Diante deste quadro, fica evidente que as demandas ficaram mais complexas, pois o setor sucroenergético se tornou estratégico para o País. Por isso, o Legislativo terá um papel fundamental na elaboração e aprovação de propostas que sejam capazes de alicerçar o crescimento sustentável desta atividade econômica.

Cientes de que estamos falando de uma atividade privada, é fundamental sermos capazes de compatibilizar seus interesses com os interesses do Estado. Defendo a definição do papel estratégico da bioeletricidade e do etanol na matriz energética. Para tanto, defendo a formação de uma Secretaria Nacional para o Desenvolvimento das Energia Renováveis, órgão que estaria ligado diretamente à Presidência da República, com a participação de toda a cadeia produtiva. Hoje, estas questões se dispersam em vários ministérios e secretárias, com diferentes linhas de abordagem, interesses e grau de atuação.

Entre suas atribuições, destaco a elaboração de um marco regulatório específico para os biocombustíveis, capaz de melhorar o planejamento, assegurar estabilidade e a previsibilidade na produção. Para tanto, defendo as seguintes propostas:

– Fortalecer as comercializadoras e rever a atual estrutura de comercialização que penaliza o produtor;

– Estabelecer um tratamento tributário diferenciado para os biocombustíveis, com: alíquota nacional de ICMS; IPI diferenciado; uso da CIDE como imposto ambiental e regulatório;

– Definir as responsabilidades quanto ao transporte e a logística, fortalecendo parcerias entre governo e iniciativa privada (ex.: PPPs) para viabilizar a construção de alcooldutos, hidrovias e ferrovias. Segundo a ABAG (Associação Brasileira de Agribusiness, demonstram que o custo para transportar o etanol por tudo chega a 30% do valor total feito por caminhão, que hoje corresponde a 10% do custo final da produção;

– Garantir a warrentagem como um instrumento anual, com recursos orçamentários garantindos. A elevação brusca, por mais que saibamos a razão (alta incidência de chuvas, sobra de cana e proço aviltante, no meio do ano, que impulsionaram o consumo), o fato é que isto provocou um desgaste da imagem do produto e estão sendo feitas tratativas junto, ao Ministério de Fazenda, que precisam avançar;

– Estabelecer uma estratégia de comercialização internacional dos biocombustíveis nas diferentes esferas de discussões internacionais;

– O estabelecimento da bioeletricidade como fonte energética prioritária em complementariedade à energia hídrica, a partir da garantia de compra, da realização de leilões de energia nova voltados para a bioeletricidade, de ampliação das linhas de financiamento, de isenções fiscais para a substituição e compra de maquinário visando à criação de excedentes para a rede pública, além de assegurar a conexão do empreendimento com a rede de distribuição. Está previsto um leilão de energia nova para o próximo mês de abril, mas há necessidade de que outros sejam realizados, assegurando a premissa de complementariedade, além da necessidade de incorporar no preço as demandas da energia oriunda da biomassa.

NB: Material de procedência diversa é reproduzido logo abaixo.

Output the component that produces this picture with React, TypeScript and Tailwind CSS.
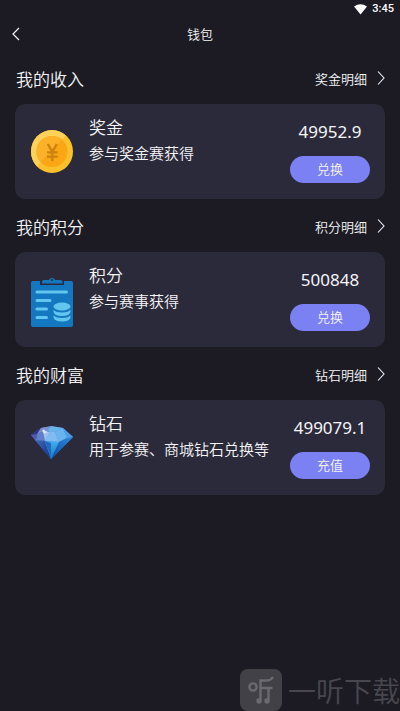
import type { ReactNode } from "react";

type Wallet = {
  heading: string;
  detail: string;
  name: string;
  description: string;
  amount: string;
  action: string;
  icon: ReactNode;
};

function CoinIcon() {
  return (
    <svg viewBox="0 0 42 43" className="h-[43px] w-[42px]" aria-hidden="true">
      <defs>
        <clipPath id="coin-outer">
          <ellipse cx="21" cy="21.5" rx="21" ry="21.5" />
        </clipPath>
        <clipPath id="coin-inner">
          <circle cx="21" cy="21.5" r="15.5" />
        </clipPath>
      </defs>
      <g clipPath="url(#coin-outer)">
        <rect width="42" height="43" fill="#fcc02a" />
        <path d="M0 0H40L5 37L0 38Z" fill="#fed158" />
      </g>
      <g clipPath="url(#coin-inner)">
        <rect width="42" height="43" fill="#f9a715" />
        <path d="M0 0H40L5 37L0 38Z" fill="#fbb228" />
      </g>
      <path
        d="M16.8 14L21.3 21.8L25.8 14M21.3 21.5V31M16 22.4H26.6M16 26.6H26.6"
        fill="none"
        stroke="#cb830d"
        strokeWidth="2.4"
      />
    </svg>
  );
}

function ClipboardIcon() {
  return (
    <svg viewBox="0 0 42 49" className="h-[49px] w-[42px]" aria-hidden="true">
      <path
        d="M2 3H9V7H33V3H40Q42 3 42 5V47Q42 49 40 49H2Q0 49 0 47V5Q0 3 2 3Z"
        fill="#1378bf"
      />
      <path
        d="M11 5.5V4Q11 2 13 2H18Q18.5 0 21 0Q23.5 0 24 2H29Q31.5 2 31.5 4V5.5Z"
        fill="#1378bf"
      />
      <circle cx="21" cy="2" r="1" fill="#2b2a3a" />
      <path
        d="M6 14H35.5M6 22.5H19M6 31H15.5M6 39.5H15.5"
        stroke="#62c6ee"
        strokeWidth="3"
        strokeLinecap="round"
      />
      <ellipse cx="31" cy="28.5" rx="8.5" ry="4" fill="#62c6ee" />
      <path
        d="M22.5 32Q25 34.5 31 34.5T39.5 32V34Q38.5 38 31 38T22.5 34Z"
        fill="#62c6ee"
      />
      <path
        d="M22.5 37.5Q25 40 31 40T39.5 37.5V39.5Q38.5 43.5 31 43.5T22.5 39.5Z"
        fill="#62c6ee"
      />
    </svg>
  );
}

function DiamondIcon() {
  return (
    <svg viewBox="0 0 42 33" className="h-[33px] w-[42px]" aria-hidden="true">
      <defs>
        <linearGradient id="gem-left" x1="0" y1="0" x2="1" y2="1">
          <stop offset="0" stopColor="#4369b8" />
          <stop offset="1" stopColor="#0b2f88" />
        </linearGradient>
        <linearGradient id="gem-middle" x1="0" y1="0" x2="0" y2="1">
          <stop offset="0" stopColor="#42b0ee" />
          <stop offset="1" stopColor="#1479c8" />
        </linearGradient>
        <linearGradient id="gem-right" x1="1" y1="0" x2="0" y2="1">
          <stop offset="0" stopColor="#2b8ddd" />
          <stop offset="1" stopColor="#0c4aa0" />
        </linearGradient>
      </defs>
      <path d="M0 9L10 2Q20 -1 32 2L42 11L20 33Z" fill="#3f86d4" />
      <path d="M0 9L10 2L14 5L4 14Z" fill="#32308a" />
      <path d="M0 9L6 8L5 15Z" fill="#5a58a8" />
      <path d="M10 2L20 0L16 5L12 7L6 8Z" fill="#7d8fd0" />
      <path d="M20 0L32 2L24 6L16 5Z" fill="#6ab4ec" />
      <path d="M6 8L12 5L14 15L5 15Z" fill="#5c81c8" />
      <path d="M12 5L19 6L14 15Z" fill="#a3bfea" />
      <path d="M19 5L24 6L28 16L14 15Z" fill="#7fbaf0" />
      <path d="M24 6L32 2L36 12L28 16Z" fill="#69b4ee" />
      <path d="M32 2L42 11L36 12Z" fill="#4f9fe6" />
      <path d="M4 14L14 15L20 33Z" fill="url(#gem-left)" />
      <path d="M14 15L28 16L20 33Z" fill="url(#gem-middle)" />
      <path d="M14 15L20 17L20 33Z" fill="#2469bd" />
      <path d="M28 16L36 12L42 11L20 33Z" fill="url(#gem-right)" />
      <path d="M11 5L13 3L14 5L17 6L14 7L13 8L12 6Z" fill="#dce7fb" />
    </svg>
  );
}

const wallets: Wallet[] = [
  {
    heading: "我的收入",
    detail: "奖金明细",
    name: "奖金",
    description: "参与奖金赛获得",
    amount: "49952.9",
    action: "兑换",
    icon: <CoinIcon />,
  },
  {
    heading: "我的积分",
    detail: "积分明细",
    name: "积分",
    description: "参与赛事获得",
    amount: "500848",
    action: "兑换",
    icon: <ClipboardIcon />,
  },
  {
    heading: "我的财富",
    detail: "钻石明细",
    name: "钻石",
    description: "用于参赛、商城钻石兑换等",
    amount: "499079.1",
    action: "充值",
    icon: <DiamondIcon />,
  },
];

function WalletSection({ wallet }: { wallet: Wallet }) {
  return (
    <section>
      <div className="flex h-[53px] items-center justify-between pt-0.5 pl-px">
        <h2 className="text-[17px] leading-6">{wallet.heading}</h2>
        <a href="#detail" className="flex items-center gap-[10px] text-[13px] leading-5">
          {wallet.detail}
          <svg viewBox="0 0 8 14" className="mb-0.5 h-[14px] w-2" aria-hidden="true">
            <path d="M1 0.5L7 7L1 13.5" fill="none" stroke="currentColor" strokeWidth="1.1" />
          </svg>
        </a>
      </div>
      <div className="flex h-[95px] rounded-[10px] bg-[#2b2a3a] pr-[15px] pl-4">
        <div className="w-[42px] shrink-0 pt-[26px]">{wallet.icon}</div>
        <div className="ml-4 min-w-0 flex-1 pt-[11px]">
          <h3 className="text-[17px] leading-6">{wallet.name}</h3>
          <p className="mt-0.5 text-[15px] leading-6 whitespace-nowrap">{wallet.description}</p>
        </div>
        <div className="flex w-20 shrink-0 flex-col items-center pt-4">
          <span className="font-['Noto_Sans'] text-[17px] leading-6 font-normal">{wallet.amount}</span>
          <button
            type="button"
            className="mt-3 h-[27px] w-full rounded-full bg-[#7b80f3] pb-0.5 text-[13px] leading-5"
          >
            {wallet.action}
          </button>
        </div>
      </div>
    </section>
  );
}

export default function App() {
  return (
    <div className="flex min-h-screen flex-col bg-[#1c1b23] font-['Noto_Sans_CJK_SC',sans-serif] font-[350] text-[#f5f5f7]">
      <div className="flex h-[18px] items-center justify-end gap-[5px] pr-[6px] font-['Roboto'] text-[11px] leading-4 font-medium text-white">
        <svg viewBox="0 0 13 11" className="h-[11px] w-[13px]" aria-hidden="true">
          <path d="M0 2.5Q6.5 -2 13 2.5L6.5 10.5Z" fill="currentColor" />
        </svg>
        <span>3:45</span>
      </div>
      <header className="grid h-[31px] grid-cols-[1fr_auto_1fr] items-center px-3">
        <button type="button" aria-label="返回" className="justify-self-start">
          <svg viewBox="0 0 8 14" className="h-[14px] w-2" aria-hidden="true">
            <path d="M7 1L1 7L7 13" fill="none" stroke="currentColor" strokeWidth="1.2" />
          </svg>
        </button>
        <h1 className="text-[13px] leading-5">钱包</h1>
      </header>
      <main className="px-[15px] pt-0.5">
        {wallets.map((wallet) => (
          <WalletSection key={wallet.name} wallet={wallet} />
        ))}
      </main>
      <footer className="mt-auto flex items-center justify-end gap-[6px] text-[#48474e]">
        <svg viewBox="0 0 42 42" className="h-[42px] w-[42px]" aria-hidden="true">
          <rect width="42" height="42" rx="8" fill="#424147" />
          <g fill="none" stroke="#6b6a6f" strokeWidth="2.4">
            <circle cx="13" cy="18" r="3.6" />
            <path d="M33 8Q31 11.500 27 11.500H20.500V32M20.500 19H32.500M28.500 19V32" />
          </g>
          <circle cx="19" cy="32" r="2.7" fill="#6b6a6f" />
          <circle cx="27" cy="32" r="2.7" fill="#6b6a6f" />
        </svg>
        <span className="text-[28px] leading-10 whitespace-nowrap">一听下载</span>
      </footer>
    </div>
  );
}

Também é preciso saldar a disposição do poder público, do setor produtivo e dos trabalhadores de se anteciparem as novas exigências socioambientais, a partir do estabelecimento de um grande pacto nacional. Este envolve a melhoria das condições de trabalho e estímulo a requalificação profissional; a antecipação do prazo para o uso da queima na colheita; o zoneamento ecológico; e a ampliação dos investimentos em inovação e pesquisa; além de aumentar a participação da bioletricidade nos leilões de energia nova.

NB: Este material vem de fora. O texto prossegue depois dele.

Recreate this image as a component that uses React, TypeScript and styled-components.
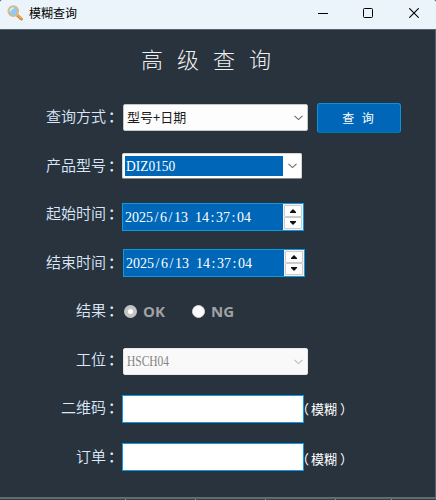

Ninguém discute as excelentes perspectivas para o nosso setor sucroenergético, afinal temos as melhores condições geográficas, climáticas, culturais, econômicas e tecnológicas. Portanto, o papel do Brasil pode ser – e será – extraordinário e estamos nos preparando para isto.

Entretanto, para que as expectativas de mercado se confirmem, empresas, governos e o setor produtivo precisam estar atentos para as novas exigências de um mercado em formação: comercialização eficiente, respeito às normas socioambientais e investimentos permanentes em pesquisa e desenvolvimento.

Precisamos fazer valer o futuro promissor para o setor sucroenergético que se tornou um orgulho nacional e uma referência para o mundo de que é possível gerar energia de maneira limpa, eficiente e renovável.

Deputado Arnaldo Jardim – membro da Comissão de Minas e Energia e de Meio Ambiente e Desenvolvimento Sustentável da Câmara Federal.